Process management

Definition

According to Andrew Tanenbaum's book "Modern Operating Systems",

All the runnable software on the computer, sometimes including the operating system, is organized into a number of sequential processes, or just processes for short. A process is just an instance of an executing program, including the current values of the program counter, registers, and variables.

Information

Each process has its own address space –- in modern processors it is implemented as a set of pages which map virtual addresses to a physical memory. When another process has to be executed on CPU, context switch occurs: after it processor special registers point to a new set of page tables, thus new virtual address space is used. Virtual address space also contains all binaries and libraries and saved process counter value, so another process will be executed after context switch. Processes may also have multiple threads. Each thread has independent state, including program counter and stack, thus threads may be executed in parallel, but they all threads share same address space.

Process tree in Linux

Processes and threads are implemented through universal task_struct structure (defined in include/linux/sched.h), so we will refer in our book as tasks. The first thread in process is called task group leader and all other threads are linked through list node thread_node and contain pointer group_leader which references task_struct of their process, that is , the task_struct of task group leader. Children processes refer to parent process through parent pointer and link through sibling list node. Parent process is linked with its children using children list head.

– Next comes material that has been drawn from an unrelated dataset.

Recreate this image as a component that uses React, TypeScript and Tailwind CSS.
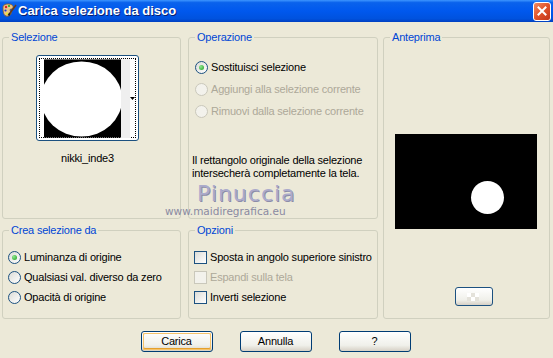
import type { ReactNode } from "react";

const FONT = { fontFamily: '"Liberation Sans", Arial, sans-serif' };

function Radio({ checked, disabled }: { checked?: boolean; disabled?: boolean }) {
  return (
    <span
      className={
        disabled
          ? "flex h-[13px] w-[13px] shrink-0 items-center justify-center rounded-full border border-[#CAC8BB] bg-[#F3F2EC]"
          : "flex h-[13px] w-[13px] shrink-0 items-center justify-center rounded-full border border-[#1C5180] bg-[linear-gradient(135deg,#DCDCD7,#FFFFFF)]"
      }
    >
      {checked && (
        <span className="h-[5px] w-[5px] rounded-full bg-[radial-gradient(circle_at_35%_35%,#8FE68F,#1FA01F)]" />
      )}
    </span>
  );
}

function Check({ disabled }: { disabled?: boolean }) {
  return (
    <span
      className={
        disabled
          ? "h-[13px] w-[13px] shrink-0 border border-[#CAC8BB] bg-[#F3F2EC]"
          : "h-[13px] w-[13px] shrink-0 border border-[#1C5180] bg-[linear-gradient(135deg,#DCDCD7,#FFFFFF)]"
      }
    />
  );
}

function Group({
  title,
  className,
  children,
}: {
  title: string;
  className: string;
  children: ReactNode;
}) {
  return (
    <fieldset className={`m-0 min-w-0 rounded-[3px] border border-[#D0D0BF] p-0 ${className}`}>
      <legend className="ml-[6px] px-[2px] text-[11px] leading-[14px] tracking-[-0.2px] text-[#0046D5]">
        {title}
      </legend>
      {children}
    </fieldset>
  );
}

function Row({ children, disabled }: { children: ReactNode; disabled?: boolean }) {
  return (
    <div
      className={
        disabled
          ? "flex h-[20px] items-center gap-[3px] text-[#ACA899]"
          : "flex h-[20px] items-center gap-[3px] text-black"
      }
    >
      {children}
    </div>
  );
}

function XpButton({ label, def }: { label: string; def?: boolean }) {
  return (
    <div className="h-[21px] w-[72px] rounded-[3px] border border-[#003C74] bg-[linear-gradient(to_bottom,#FFFFFF,#F0F0EA_70%,#D6D0C5)] p-[1px]">
      <div
        className={
          def
            ? "flex h-full w-full items-center justify-center rounded-[2px] shadow-[inset_0_0_0_1px_#F5C26A,inset_0_-1px_0_1px_#E5A02C]"
            : "flex h-full w-full items-center justify-center"
        }
      >
        {label}
      </div>
    </div>
  );
}

function AppIcon() {
  return (
    <svg width="16" height="16" viewBox="0 0 16 16">
      <path d="M2 4 C2 1 8 0 11 2 C13 3.5 12 6 10 6 C8.5 6 9 8 10 9 C11 11 8 14 5 13 C2 12 2 7 2 4Z" fill="#E9C58A" stroke="#8A5A22" strokeWidth="0.8" />
      <circle cx="5" cy="4" r="1.2" fill="#D22" />
      <circle cx="8" cy="3" r="1.1" fill="#2A2" />
      <circle cx="4.5" cy="7.5" r="1.1" fill="#23C" />
      <circle cx="6" cy="10.5" r="1.1" fill="#EE2" />
      <path d="M15 2 L9 10" stroke="#6B3B12" strokeWidth="1.6" />
      <path d="M9 10 L7.5 12.5" stroke="#222" strokeWidth="2" />
    </svg>
  );
}

export default function App() {
  return (
    <div className="h-[358px] w-[553px] overflow-hidden bg-[#ECE9D8] text-[11px] tracking-[-0.2px] text-black" style={FONT}>
      {/* Title bar */}
      <div className="flex h-[22px] items-center bg-[linear-gradient(to_bottom,#3D95FF_0%,#0A62EC_12%,#0058EE_50%,#0052DE_85%,#003FC0_100%)] pl-[1px] pr-[2px]">
        <AppIcon />
        <span className="ml-[1px] flex-1 text-[13px] font-bold tracking-normal text-white [text-shadow:1px_1px_0_#0A1E6E]">
          Carica selezione da disco
        </span>
        <div className="flex h-[19px] w-[18px] items-center justify-center rounded-[3px] border border-white bg-[linear-gradient(135deg,#F08A63,#E0532A_50%,#C2361A)]">
          <svg width="10" height="10" viewBox="0 0 10 10">
            <path d="M1.5 1.5 L8.5 8.5 M8.5 1.5 L1.5 8.5" stroke="white" strokeWidth="2" strokeLinecap="square" />
          </svg>
        </div>
      </div>

      {/* Body */}
      <div className="relative pl-[2px] pt-[8px]">
        <div className="grid grid-cols-[186px_195px_167px] grid-rows-[189px_96px] gap-y-[4px]">
          <Group title="Selezione" className="w-[179px]">
            <div className="ml-[33px] mt-[11px] flex w-[103px] flex-col items-center">
              <div className="h-[86px] w-[103px] rounded-[3px] border border-[#1C5180] bg-white p-[2px]">
                <div className="flex h-full w-full border border-dotted border-black pl-[4px]">
                  <svg width="78" height="79" viewBox="0 0 78 79" className="block">
                    <rect width="78" height="79" fill="#000" />
                    <ellipse cx="38" cy="40" rx="41" ry="38" fill="#fff" />
                  </svg>
                  <div className="h-[79px] w-[9px] bg-[#EFEFEF]" />
                  <div className="flex flex-1 items-center justify-center">
                    <svg width="5" height="3" viewBox="0 0 5 3">
                      <path d="M0 0 H5 L2.5 3Z" fill="#000" />
                    </svg>
                  </div>
                </div>
              </div>
              <div className="mt-[9px]">nikki_inde3</div>
            </div>
          </Group>

          <Group title="Operazione" className="w-[190px]">
            <div className="pl-[6px] pt-[12px]">
              <div className="flex h-[22px] items-center gap-[3px]">
                <Radio checked />
                <span>Sostituisci selezione</span>
              </div>
              <div className="flex h-[22px] items-center gap-[3px] text-[#ACA899]">
                <Radio disabled />
                <span>Aggiungi alla selezione corrente</span>
              </div>
              <div className="flex h-[22px] items-center gap-[3px] text-[#ACA899]">
                <Radio disabled />
                <span>Rimuovi dalla selezione corrente</span>
              </div>
            </div>
            <p className="ml-[3px] mt-[32px] leading-[13px]">
              Il rettangolo originale della selezione
              <br />
              intersecherà completamente la tela.
            </p>
          </Group>

          <Group title="Anteprima" className="row-span-2 w-[167px]">
            <div className="pl-[11px] pt-[90px]">
              <svg width="142" height="95" viewBox="0 0 142 95" className="block">
                <rect width="142" height="95" fill="#000" />
                <circle cx="92.5" cy="63.5" r="16.5" fill="#fff" />
              </svg>
              <div className="ml-[60px] mt-[58px] flex h-[19px] w-[38px] items-center justify-center rounded-[3px] border border-[#1C5180] bg-[linear-gradient(to_bottom,#FFFFFF,#F0F0EA_70%,#D6D0C5)]">
                <svg width="14" height="8" viewBox="0 0 14 8">
                  <rect x="0" y="0" width="4" height="4" fill="#FFFFFF" />
                  <rect x="4" y="4" width="4" height="4" fill="#FFFFFF" />
                  <rect x="8" y="0" width="4" height="4" fill="#FFFFFF" />
                  <rect x="4" y="0" width="4" height="4" fill="#E4E2DA" />
                  <rect x="0" y="4" width="4" height="4" fill="#E4E2DA" />
                  <rect x="8" y="4" width="4" height="4" fill="#E4E2DA" />
                </svg>
              </div>
            </div>
          </Group>

          <Group title="Crea selezione da" className="w-[179px]">
            <div className="pl-[5px] pt-[10px]">
              <Row>
                <Radio checked />
                <span>Luminanza di origine</span>
              </Row>
              <Row>
                <Radio />
                <span>Qualsiasi val. diverso da zero</span>
              </Row>
              <Row>
                <Radio />
                <span>Opacità di origine</span>
              </Row>
            </div>
          </Group>

          <Group title="Opzioni" className="w-[190px]">
            <div className="pl-[5px] pt-[10px]">
              <Row>
                <Check />
                <span>Sposta in angolo superiore sinistro</span>
              </Row>
              <Row disabled>
                <Check disabled />
                <span>Espandi sulla tela</span>
              </Row>
              <Row>
                <Check />
                <span>Inverti selezione</span>
              </Row>
            </div>
          </Group>
        </div>

        {/* Buttons */}
        <div className="mt-[12px] flex justify-center gap-[27px] pr-[4px]">
          <XpButton label="Carica" def />
          <XpButton label="Annulla" />
          <XpButton label="?" />
        </div>

        {/* Watermark */}
        <div className="pointer-events-none absolute left-[197px] top-[159px] text-[22px] leading-[26px] tracking-[1px] text-[#ABABCB] [text-shadow:1px_1px_0_#8C8CA8]" style={{ fontFamily: '"DejaVu Sans", sans-serif' }}>
          Pinuccia
        </div>
        <div className="pointer-events-none absolute left-[165px] top-[183px] text-[10.5px] leading-[12px] tracking-normal text-[#8A8AA2]" style={{ fontFamily: '"DejaVu Sans", sans-serif' }}>
          www.maidiregrafica.eu
        </div>
      </div>
    </div>
  );
}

Relations between task_struct objects are shown in the following picture:

image:linux-task

Task which is currently executed on CPU is accessible through current macro which actually calls function to get task from run-queue of CPU where it is called. To get current pointer in SystemTap, use task_current(). You can also get pointer to a task_struct using pid2task() function which accepts PID as its first argument. Task tapset provides several functions similar for functions used as Probe Context. They all get pointer to a task_struct as their argument:

There are several other useful fields in task_struct:

Script dumptask.stp demonstrates how these fields may be useful to get information about current process.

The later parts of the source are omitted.